Поэтому направляю поток красноречия исключительно к офицеру.
- Туда берут всех желающих. Пишите: четырежды в неделю с шести
лет посещал НКВД. Стало быть, у меня пятнадцать лет выслуги в
органах!
- Вы издеваетесь! Одно моё слово, и Пауль превратит вас в
отбивную… Да, а что вы имели в виду про спецподготовку в
тюрьме?
- Проще показать.
Делаю шаг к столу и сметаю на пол стакан с остатками чая. Краем
глаза вижу, что ефрейтор чуть повернул голову. Такова человеческая
природа – реагировать на неожиданность. Он отвлёкся на миг, этого
вполне достаточно.
Чуть присев, бью его наотмашь по серым галифе, где две штанины
сходятся в одну. С разворота удар левой под диафрагму. Тут же падаю
обратно на табурет и больше не провоцирую обер-лейтенанта. Он и без
того нервно вытащил пушку из кобуры.
- Не сметь!
- Да, господин обер-лейтенант. С вашего разрешения я только
ответил на вопрос. Тренеры «Динамо» учили нас боксу и самбо в
честных боях, по правилам, рассчитывать силы на долгий раунд. В
камере меня чуть не убили в первый же час. Воры дерутся иначе. Вся
схватка заканчивается в секунду. Отвлечение внимания и удар на
поражение в уязвимые точки.
Офицер критически осматривает помощника. Тот пытается встать,
сипит, смешно сучит сапогами. Нет сомнений, при команде «фас»
отыграется сполна.
Конечно, расчёт у Абвера правильный. Об инсценировке расстрелов
слышали многие. Как только человека уводят от могилы, он
расслабляется, воображает – худшее позади, испытание выдержано. На
дальнейшее сопротивление нет моральных сил. А на меня накатило
равнодушие. Снова будет череда допросов, возможно – пыток, затем
новый поход к могиле, один из них станет не театральным, а
реальным.
Боль смывает шелуху, сознание приобретает кристальную ясность.
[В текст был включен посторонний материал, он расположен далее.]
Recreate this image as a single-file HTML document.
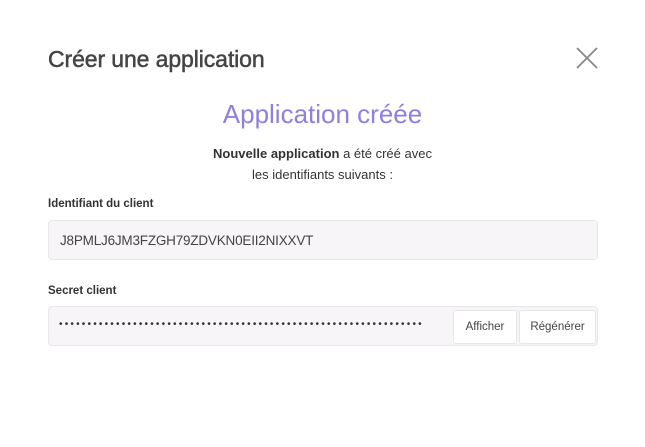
<!DOCTYPE html>
<html><head><meta charset="utf-8"><style>
*{margin:0;padding:0;box-sizing:border-box}
body{width:645px;height:447px;background:#fff;font-family:"Liberation Sans",sans-serif;position:relative;overflow:hidden;color:#333}
.t{position:absolute;left:48px;top:46px;font-size:23px;color:#444;white-space:nowrap;-webkit-text-stroke:0.5px #444;letter-spacing:-0.1px}
.x{position:absolute;left:575px;top:46px}
.h{position:absolute;left:0;width:645px;top:99px;text-align:center;font-size:26px;color:#8c80e2}
.p{position:absolute;left:0;width:645px;top:143px;text-align:center;font-size:13px;line-height:21px;color:#333}
.l{position:absolute;left:48px;font-size:11.5px;font-weight:bold;color:#333}
.in{position:absolute;left:48px;width:550px;background:#f7f5f8;border:1px solid #e9e7eb;border-radius:4px}
.v{position:absolute;left:11px;top:12px;font-size:13.5px;color:#444;letter-spacing:-0.2px}
.d{position:absolute;left:10px;top:12px;font-size:10px;letter-spacing:2.2px;color:#333;white-space:nowrap}
.b{position:absolute;top:3px;height:34px;background:#fff;border:1px solid #e6e6e6;border-radius:3px;font-size:11.5px;color:#444;text-align:center;line-height:32px}
</style></head><body>
<div class="t">Créer une application</div>
<svg class="x" width="24" height="24" viewBox="0 0 24 24"><path d="M2 2L22 22M22 2L2 22" stroke="#888" stroke-width="1.8"/></svg>
<div class="h">Application créée</div>
<div class="p"><b>Nouvelle application</b> a été créé avec<br>les identifiants suivants :</div>
<div class="l" style="top:198px">Identifiant du client</div>
<div class="in" style="top:220px;height:40px"><div class="v">J8PMLJ6JM3FZGH79ZDVKN0EII2NIXXVT</div></div>
<div class="l" style="top:285px">Secret client</div>
<div class="in" style="top:306px;height:40px"><div class="d">••••••••••••••••••••••••••••••••••••••••••••••••••••••••••••••••</div>
<div class="b" style="left:404px;width:64px">Afficher</div>
<div class="b" style="left:470px;width:77px">Régénérer</div></div>
</body></html>
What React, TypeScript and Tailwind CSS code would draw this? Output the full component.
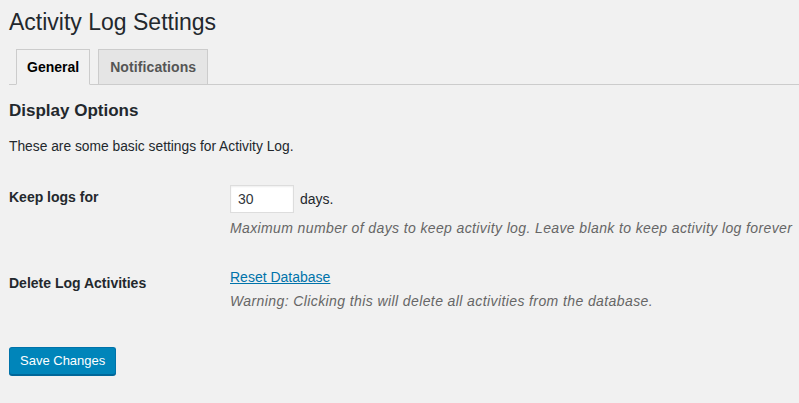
export default function App() {
  return (
    <div
      className="min-h-screen w-full bg-[#f1f1f1] pl-[9px] text-[#23282d]"
      style={{ fontFamily: '"Liberation Sans", Arial, sans-serif' }}
    >
      <h1 className="pt-[7px] text-[23px] leading-[30px] font-normal">
        Activity Log Settings
      </h1>

      {/* Tabs */}
      <div className="mt-[12px] flex border-b border-[#cccccc]">
        <div className="-mb-px ml-[7px] border border-[#cccccc] border-b-[#f1f1f1] bg-[#f1f1f1] px-[10px] py-[5px] text-[14px] leading-[24px] font-bold text-black">
          General
        </div>
        <div className="-mb-px ml-[8px] border border-[#cccccc] bg-[#e5e5e5] px-[11px] py-[5px] text-[14px] leading-[24px] tracking-[0.1px] font-bold text-[#555555]">
          Notifications
        </div>
      </div>

      <h2 className="mt-[15px] text-[17px] leading-[22px] font-bold">
        Display Options
      </h2>
      <p className="mt-[15px] text-[13.8px] leading-[20px]">
        These are some basic settings for Activity Log.
      </p>

      {/* Keep logs row */}
      <div className="mt-[28px] flex items-start">
        <div className="w-[221px] shrink-0 pt-[2px] text-[14px] leading-[20px] font-bold">
          Keep logs for
        </div>
        <div className="flex flex-col">
          <div className="flex items-center">
            <input
              type="text"
              defaultValue="30"
              className="h-[28px] w-[64px] border border-[#dddddd] bg-white px-[7px] text-[14px] text-[#32373c] shadow-[inset_0_1px_2px_rgba(0,0,0,0.07)] outline-none"
            />
            <span className="ml-[6px] text-[14px] leading-[20px]">days.</span>
          </div>
          <p className="mt-[5px] text-[14px] leading-[20px] tracking-[0.38px] whitespace-nowrap text-[#666666] italic">
            Maximum number of days to keep activity log. Leave blank to keep activity log forever
          </p>
        </div>
      </div>

      {/* Delete row */}
      <div className="mt-[29px] flex items-start">
        <div className="w-[221px] shrink-0 pt-[6px] text-[14px] leading-[20px] font-bold">
          Delete Log Activities
        </div>
        <div className="flex flex-col">
          <a href="#" className="self-start text-[14px] leading-[20px] text-[#0073aa] underline">
            Reset Database
          </a>
          <p className="mt-[4px] text-[14px] leading-[20px] tracking-[0.4px] whitespace-nowrap text-[#666666] italic">
            Warning: Clicking this will delete all activities from the database.
          </p>
        </div>
      </div>

      <button className="mt-[36px] h-[28px] rounded-[3px] border border-[#0073aa] border-b-[#006799] bg-[#0085ba] px-[10px] text-[13px] leading-[26px] text-white shadow-[0_1px_0_#006799]">
        Save Changes
      </button>
    </div>
  );
}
Если и есть какой-то шанс спасения, то он в одном – ни шагу с
избранной линии.
Ефрейтора сменяет другой ефрейтор, за ним – сержант, чередуются
и следователи, только я один и тот же, вынужденный отвечать на
тысячи однотипных вопросов. Спать не дают, пока не вырубаюсь, уже
не чувствительный ни к чему – ни к пыткам, ни к яркому свету, ни к
ведру ледяной воды.
Месяц однообразно-мучительных дней и ночей заканчивается, когда
меня оставляют в покое на несколько часов в одиночной камере. Гром
замка нарушает уединение. Но это – не дюжие парни, что поволокут в
допросный кабинет. Фашист собственной персоной, в идеально
отглаженной форме, чисто выбритый, сапоги блестят до боли в глазах.
Затхлый запах камеры перебивается благоуханием одеколона.